On Sep 12, 2008, at 12:45 PM, David Blevins wrote:
I originally had the version be a simple "increment by one" strategy, but eventually went with the value of System.currentTimeMillis(). It's possible more than one server is reachable via the ServerMetaData (i.e. multicast://) and each server has it's own list and version number. Secondly, if a server is restarted, the version number will go back to zero and the client could be stuck thinking it has a more current list than the server.
Time sometimes moves backwards on servers with connected to a time server. How about something slightly more unique like a 16 bit rand + the most significant 48 bits of the system time? 48 bits of milliseconds is like 9000 years.

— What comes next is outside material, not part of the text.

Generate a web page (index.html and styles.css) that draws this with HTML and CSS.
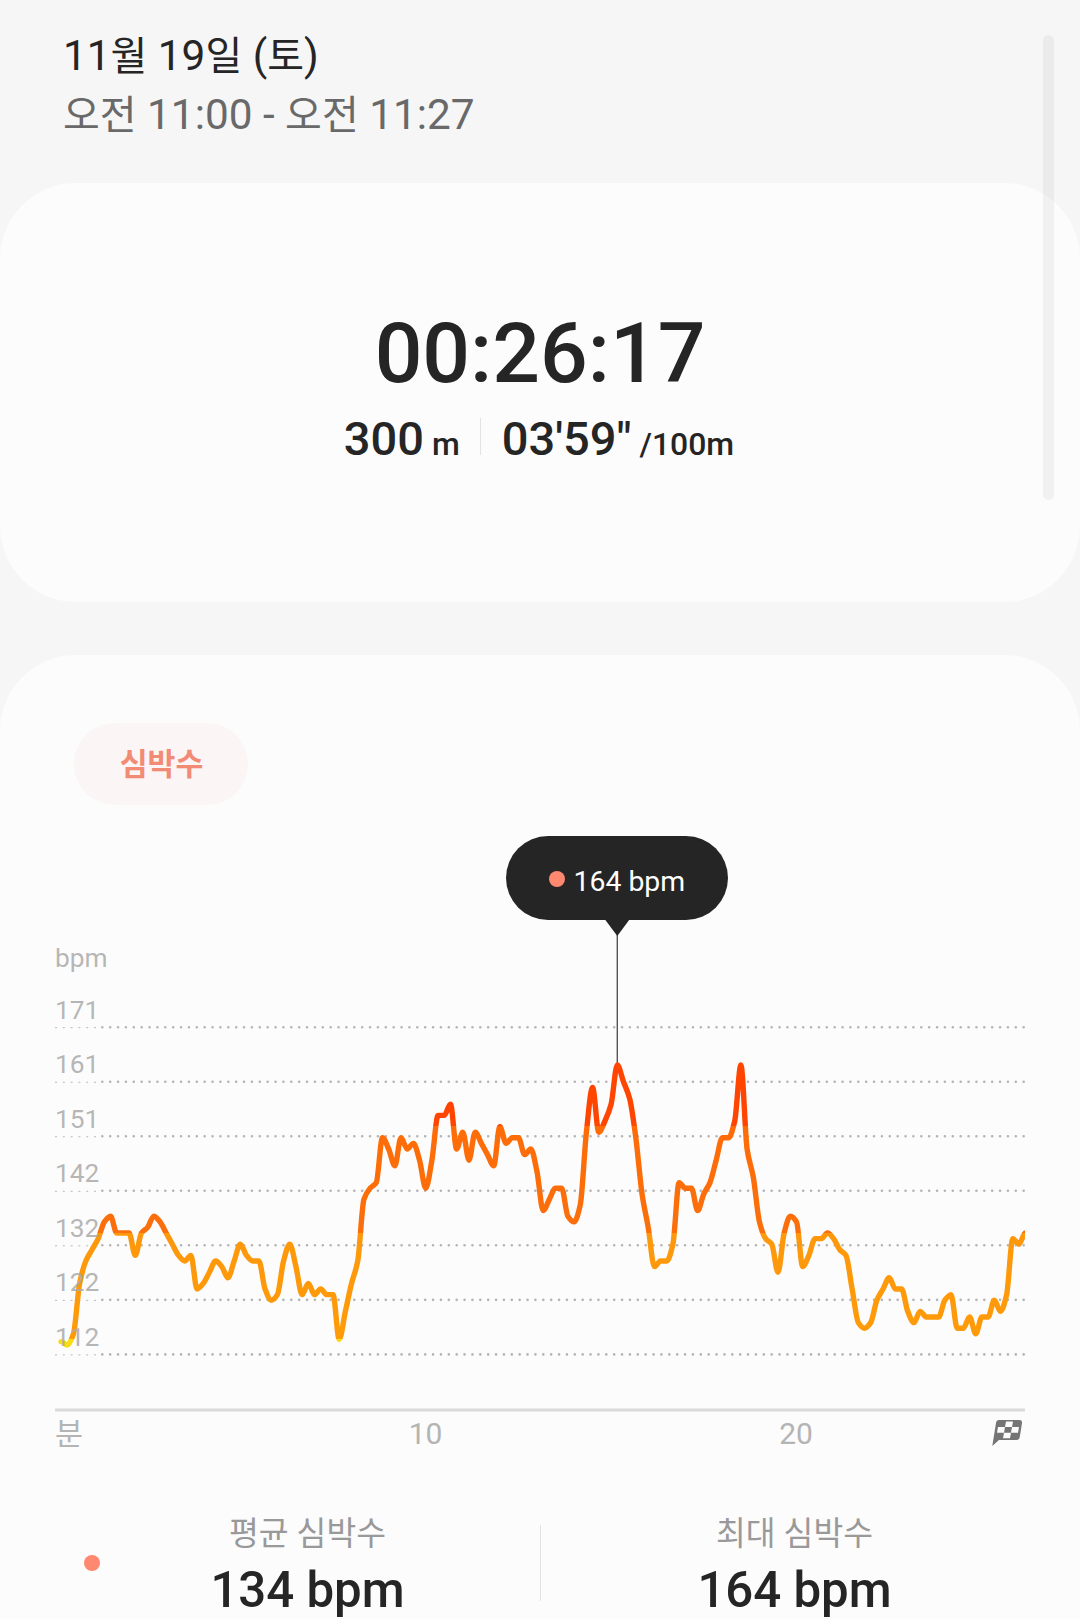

When a server shuts down, more connections are refused, existing connections not in mid-request are closed, any remaining connections are closed immediately after completion of the request in progress and clients can failover gracefully to the next server in the list. If a server crashes requests are retried on the next server in the list. This failover pattern is followed until there are no more servers in the list at which point the client attempts a final multicast search (if it was created with a multicast PROVIDER_URL) before abandoning the request and throwing an exception to the caller. Currently, the failover is ordered but could very easily be made random. The multicast discovery aspect of the client adds a nice randomness to the selection of the first server that is perhaps somewhat "just". Theoretically, servers that are under more load will send out less heart beats than servers with no load. This may not happen as theory dictates, but certainly as we get more ejb statistic data wired into the server functionality we can pursue deliberate heartbeat throttling techniques that might make that theory really sing in practice.
Very cool. -dain